PROBLEM DESCRIPTION.
Report every line from the material that contains the word "screenshot".
* start DATASET EXTRACT *
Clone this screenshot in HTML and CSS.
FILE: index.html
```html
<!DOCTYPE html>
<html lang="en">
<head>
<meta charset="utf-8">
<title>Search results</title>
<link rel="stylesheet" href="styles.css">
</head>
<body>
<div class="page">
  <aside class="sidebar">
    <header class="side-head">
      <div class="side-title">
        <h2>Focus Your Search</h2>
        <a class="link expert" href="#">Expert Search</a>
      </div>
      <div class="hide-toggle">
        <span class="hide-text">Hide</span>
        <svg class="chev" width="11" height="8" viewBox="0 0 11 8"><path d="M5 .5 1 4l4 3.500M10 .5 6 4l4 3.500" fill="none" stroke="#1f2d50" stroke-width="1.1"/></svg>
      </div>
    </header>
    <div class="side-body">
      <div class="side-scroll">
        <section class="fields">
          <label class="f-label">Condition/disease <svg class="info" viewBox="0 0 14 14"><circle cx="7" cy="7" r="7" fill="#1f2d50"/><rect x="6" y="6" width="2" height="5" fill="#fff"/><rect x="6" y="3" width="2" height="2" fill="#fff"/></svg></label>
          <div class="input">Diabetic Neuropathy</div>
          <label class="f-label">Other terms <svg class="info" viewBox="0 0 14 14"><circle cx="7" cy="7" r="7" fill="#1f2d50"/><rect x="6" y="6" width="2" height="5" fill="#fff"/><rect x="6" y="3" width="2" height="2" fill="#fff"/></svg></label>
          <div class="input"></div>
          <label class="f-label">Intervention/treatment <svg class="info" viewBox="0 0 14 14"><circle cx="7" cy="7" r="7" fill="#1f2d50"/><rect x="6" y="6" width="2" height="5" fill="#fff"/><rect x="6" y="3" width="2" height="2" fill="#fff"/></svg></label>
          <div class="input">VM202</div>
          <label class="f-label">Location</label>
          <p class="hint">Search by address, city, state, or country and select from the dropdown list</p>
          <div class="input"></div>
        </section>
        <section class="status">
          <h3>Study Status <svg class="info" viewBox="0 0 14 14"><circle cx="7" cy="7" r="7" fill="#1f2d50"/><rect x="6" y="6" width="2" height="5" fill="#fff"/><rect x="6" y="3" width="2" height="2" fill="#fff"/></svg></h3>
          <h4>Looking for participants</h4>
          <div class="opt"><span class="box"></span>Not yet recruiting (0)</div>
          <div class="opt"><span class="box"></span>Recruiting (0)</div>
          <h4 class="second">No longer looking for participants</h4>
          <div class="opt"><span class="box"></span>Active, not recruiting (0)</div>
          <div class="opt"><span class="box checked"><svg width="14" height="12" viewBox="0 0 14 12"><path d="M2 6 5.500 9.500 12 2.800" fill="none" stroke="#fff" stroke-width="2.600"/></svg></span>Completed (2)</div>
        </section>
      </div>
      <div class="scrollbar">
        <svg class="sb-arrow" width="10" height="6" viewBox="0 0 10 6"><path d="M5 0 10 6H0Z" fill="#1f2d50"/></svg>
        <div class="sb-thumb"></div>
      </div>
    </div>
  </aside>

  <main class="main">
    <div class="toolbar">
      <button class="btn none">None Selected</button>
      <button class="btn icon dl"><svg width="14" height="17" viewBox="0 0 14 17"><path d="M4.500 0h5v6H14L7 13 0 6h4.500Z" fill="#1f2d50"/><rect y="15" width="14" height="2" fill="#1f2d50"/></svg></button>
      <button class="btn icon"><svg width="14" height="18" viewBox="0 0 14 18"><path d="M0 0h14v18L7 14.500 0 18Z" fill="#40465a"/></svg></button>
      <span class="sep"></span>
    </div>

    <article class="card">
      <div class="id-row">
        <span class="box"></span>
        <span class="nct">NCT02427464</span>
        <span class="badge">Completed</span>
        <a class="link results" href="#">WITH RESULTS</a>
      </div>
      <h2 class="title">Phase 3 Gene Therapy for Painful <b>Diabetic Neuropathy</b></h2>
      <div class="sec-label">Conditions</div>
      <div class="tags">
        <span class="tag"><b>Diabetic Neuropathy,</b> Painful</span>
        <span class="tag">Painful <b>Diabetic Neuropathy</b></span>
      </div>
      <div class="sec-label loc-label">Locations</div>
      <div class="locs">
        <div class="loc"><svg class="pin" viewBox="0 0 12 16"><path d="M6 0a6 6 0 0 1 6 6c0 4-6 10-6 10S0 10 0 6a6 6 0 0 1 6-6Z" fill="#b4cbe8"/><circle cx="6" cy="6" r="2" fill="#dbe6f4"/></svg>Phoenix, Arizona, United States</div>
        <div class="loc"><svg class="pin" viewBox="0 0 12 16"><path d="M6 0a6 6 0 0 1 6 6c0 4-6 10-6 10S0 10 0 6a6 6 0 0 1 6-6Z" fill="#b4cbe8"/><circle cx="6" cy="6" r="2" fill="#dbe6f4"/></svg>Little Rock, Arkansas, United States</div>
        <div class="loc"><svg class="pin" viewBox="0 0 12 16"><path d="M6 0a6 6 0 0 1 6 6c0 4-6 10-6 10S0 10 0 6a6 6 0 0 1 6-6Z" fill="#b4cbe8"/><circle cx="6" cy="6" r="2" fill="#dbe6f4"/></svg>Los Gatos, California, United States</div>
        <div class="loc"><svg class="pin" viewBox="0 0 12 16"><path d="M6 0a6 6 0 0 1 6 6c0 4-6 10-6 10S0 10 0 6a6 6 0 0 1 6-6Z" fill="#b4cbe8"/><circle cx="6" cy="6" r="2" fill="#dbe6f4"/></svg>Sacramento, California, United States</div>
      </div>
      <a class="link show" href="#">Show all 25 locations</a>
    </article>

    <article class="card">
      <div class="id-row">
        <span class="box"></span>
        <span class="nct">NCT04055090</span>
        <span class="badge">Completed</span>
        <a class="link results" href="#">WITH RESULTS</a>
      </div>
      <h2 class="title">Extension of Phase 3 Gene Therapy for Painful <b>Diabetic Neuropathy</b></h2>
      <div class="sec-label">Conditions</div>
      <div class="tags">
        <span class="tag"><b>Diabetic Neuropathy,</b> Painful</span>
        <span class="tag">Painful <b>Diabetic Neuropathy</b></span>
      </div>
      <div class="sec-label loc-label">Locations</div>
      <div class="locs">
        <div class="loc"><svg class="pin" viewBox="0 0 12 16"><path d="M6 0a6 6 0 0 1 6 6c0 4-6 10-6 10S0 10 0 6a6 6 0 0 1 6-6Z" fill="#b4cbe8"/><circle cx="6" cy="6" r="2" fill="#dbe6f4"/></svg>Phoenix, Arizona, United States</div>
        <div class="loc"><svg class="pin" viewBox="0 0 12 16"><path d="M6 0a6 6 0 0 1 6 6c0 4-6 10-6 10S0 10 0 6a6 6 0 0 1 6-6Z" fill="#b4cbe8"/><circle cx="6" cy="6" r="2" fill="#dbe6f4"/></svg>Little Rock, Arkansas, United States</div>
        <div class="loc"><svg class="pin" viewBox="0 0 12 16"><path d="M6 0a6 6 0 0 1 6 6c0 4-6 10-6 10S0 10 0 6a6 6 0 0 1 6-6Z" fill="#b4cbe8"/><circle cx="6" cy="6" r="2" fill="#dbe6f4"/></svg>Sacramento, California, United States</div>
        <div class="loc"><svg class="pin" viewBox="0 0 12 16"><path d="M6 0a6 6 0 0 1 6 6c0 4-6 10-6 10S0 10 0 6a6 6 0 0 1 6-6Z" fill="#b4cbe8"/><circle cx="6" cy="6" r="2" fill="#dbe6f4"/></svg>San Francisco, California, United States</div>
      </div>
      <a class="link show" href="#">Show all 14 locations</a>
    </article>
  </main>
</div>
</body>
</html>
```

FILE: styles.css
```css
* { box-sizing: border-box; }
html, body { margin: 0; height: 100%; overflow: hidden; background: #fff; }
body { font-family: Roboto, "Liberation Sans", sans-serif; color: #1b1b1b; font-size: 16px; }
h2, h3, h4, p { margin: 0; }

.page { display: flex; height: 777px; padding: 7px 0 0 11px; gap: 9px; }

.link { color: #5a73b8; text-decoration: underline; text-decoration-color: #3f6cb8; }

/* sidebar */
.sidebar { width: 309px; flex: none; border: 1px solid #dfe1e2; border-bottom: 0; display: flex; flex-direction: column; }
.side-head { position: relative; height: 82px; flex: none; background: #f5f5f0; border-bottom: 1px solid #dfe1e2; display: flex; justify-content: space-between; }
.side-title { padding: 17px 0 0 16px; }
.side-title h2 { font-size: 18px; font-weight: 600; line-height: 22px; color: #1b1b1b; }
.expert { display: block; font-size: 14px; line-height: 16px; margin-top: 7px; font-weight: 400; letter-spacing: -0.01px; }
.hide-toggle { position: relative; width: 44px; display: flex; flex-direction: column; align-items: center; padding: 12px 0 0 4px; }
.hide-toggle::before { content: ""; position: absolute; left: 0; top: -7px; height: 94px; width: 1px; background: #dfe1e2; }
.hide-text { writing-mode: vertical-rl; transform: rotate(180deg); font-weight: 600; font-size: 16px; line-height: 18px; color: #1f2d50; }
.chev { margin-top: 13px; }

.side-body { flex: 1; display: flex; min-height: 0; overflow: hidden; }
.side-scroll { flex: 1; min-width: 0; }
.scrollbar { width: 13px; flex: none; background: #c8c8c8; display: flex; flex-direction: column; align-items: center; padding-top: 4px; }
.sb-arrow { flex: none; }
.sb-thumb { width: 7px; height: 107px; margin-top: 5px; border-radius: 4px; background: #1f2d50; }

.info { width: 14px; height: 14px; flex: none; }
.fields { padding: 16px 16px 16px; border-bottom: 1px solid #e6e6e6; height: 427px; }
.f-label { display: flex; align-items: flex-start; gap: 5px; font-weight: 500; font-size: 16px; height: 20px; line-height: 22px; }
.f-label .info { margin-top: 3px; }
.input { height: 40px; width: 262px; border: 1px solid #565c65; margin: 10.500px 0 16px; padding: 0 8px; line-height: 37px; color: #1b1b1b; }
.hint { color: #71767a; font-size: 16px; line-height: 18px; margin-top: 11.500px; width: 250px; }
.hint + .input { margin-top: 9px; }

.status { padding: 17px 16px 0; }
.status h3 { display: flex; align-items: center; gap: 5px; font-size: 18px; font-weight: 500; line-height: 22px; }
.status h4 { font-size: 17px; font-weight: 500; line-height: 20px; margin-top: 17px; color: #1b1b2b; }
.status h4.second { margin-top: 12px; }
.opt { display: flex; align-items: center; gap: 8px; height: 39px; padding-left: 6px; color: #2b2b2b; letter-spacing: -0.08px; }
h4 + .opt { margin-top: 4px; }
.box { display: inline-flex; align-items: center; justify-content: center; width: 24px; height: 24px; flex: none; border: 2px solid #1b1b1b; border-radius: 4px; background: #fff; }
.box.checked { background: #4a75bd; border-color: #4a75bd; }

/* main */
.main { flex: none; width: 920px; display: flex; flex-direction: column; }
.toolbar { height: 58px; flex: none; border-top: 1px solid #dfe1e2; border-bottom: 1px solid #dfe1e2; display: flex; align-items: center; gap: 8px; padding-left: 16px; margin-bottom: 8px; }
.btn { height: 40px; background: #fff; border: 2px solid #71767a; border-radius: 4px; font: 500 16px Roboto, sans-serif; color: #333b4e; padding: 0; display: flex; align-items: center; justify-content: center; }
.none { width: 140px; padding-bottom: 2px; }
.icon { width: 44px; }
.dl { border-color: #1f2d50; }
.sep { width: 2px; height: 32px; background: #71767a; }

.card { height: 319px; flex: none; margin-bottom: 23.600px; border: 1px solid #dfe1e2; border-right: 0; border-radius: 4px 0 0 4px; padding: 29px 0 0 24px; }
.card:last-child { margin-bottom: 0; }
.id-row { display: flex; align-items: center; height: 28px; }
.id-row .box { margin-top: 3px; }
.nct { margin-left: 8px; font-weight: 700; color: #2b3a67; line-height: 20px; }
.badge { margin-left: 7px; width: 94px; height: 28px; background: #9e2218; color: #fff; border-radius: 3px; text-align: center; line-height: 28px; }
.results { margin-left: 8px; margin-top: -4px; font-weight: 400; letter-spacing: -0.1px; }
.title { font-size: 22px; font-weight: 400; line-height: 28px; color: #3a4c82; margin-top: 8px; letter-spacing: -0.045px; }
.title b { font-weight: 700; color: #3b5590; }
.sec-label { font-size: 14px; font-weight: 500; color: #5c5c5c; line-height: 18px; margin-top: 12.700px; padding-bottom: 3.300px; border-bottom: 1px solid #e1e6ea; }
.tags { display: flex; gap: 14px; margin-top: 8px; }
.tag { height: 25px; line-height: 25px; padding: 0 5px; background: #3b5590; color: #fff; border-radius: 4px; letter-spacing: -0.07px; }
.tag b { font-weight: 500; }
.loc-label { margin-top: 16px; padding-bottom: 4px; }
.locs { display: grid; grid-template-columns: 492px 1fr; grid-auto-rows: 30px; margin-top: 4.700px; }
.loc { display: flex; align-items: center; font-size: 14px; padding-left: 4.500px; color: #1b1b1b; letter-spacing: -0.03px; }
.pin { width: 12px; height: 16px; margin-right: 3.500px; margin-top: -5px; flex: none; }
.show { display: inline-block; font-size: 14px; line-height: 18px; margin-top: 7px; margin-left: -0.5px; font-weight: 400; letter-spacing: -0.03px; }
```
* end DATASET EXTRACT *
* start DATASET EXTRACT *
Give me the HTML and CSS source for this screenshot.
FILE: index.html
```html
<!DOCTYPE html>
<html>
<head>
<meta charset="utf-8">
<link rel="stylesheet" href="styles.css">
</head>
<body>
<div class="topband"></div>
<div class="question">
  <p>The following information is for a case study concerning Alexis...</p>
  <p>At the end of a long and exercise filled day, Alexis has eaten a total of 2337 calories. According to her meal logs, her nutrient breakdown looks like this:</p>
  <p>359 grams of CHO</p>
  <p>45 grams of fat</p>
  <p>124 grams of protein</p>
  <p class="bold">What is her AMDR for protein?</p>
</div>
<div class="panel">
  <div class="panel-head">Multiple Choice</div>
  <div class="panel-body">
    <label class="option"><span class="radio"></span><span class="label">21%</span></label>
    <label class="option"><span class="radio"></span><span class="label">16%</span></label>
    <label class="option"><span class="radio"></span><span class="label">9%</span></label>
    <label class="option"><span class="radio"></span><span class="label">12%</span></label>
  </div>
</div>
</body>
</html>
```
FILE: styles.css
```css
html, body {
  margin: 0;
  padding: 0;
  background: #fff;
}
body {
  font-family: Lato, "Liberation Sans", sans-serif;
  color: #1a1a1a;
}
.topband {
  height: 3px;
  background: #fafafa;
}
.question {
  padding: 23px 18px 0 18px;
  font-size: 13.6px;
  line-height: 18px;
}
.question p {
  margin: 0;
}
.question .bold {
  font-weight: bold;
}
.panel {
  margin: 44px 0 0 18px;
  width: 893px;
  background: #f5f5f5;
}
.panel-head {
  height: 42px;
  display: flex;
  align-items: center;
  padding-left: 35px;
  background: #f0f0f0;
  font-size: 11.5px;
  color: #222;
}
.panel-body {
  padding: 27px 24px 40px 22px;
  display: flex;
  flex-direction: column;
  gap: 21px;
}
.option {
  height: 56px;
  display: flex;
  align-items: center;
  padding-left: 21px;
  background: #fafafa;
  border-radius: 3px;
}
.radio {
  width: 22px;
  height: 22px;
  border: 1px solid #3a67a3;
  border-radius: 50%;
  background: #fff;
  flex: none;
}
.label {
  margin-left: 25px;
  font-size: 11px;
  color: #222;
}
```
* end DATASET EXTRACT *
ANSWER IN FULL.
Clone this screenshot in HTML and CSS.
Give me the HTML and CSS source for this screenshot.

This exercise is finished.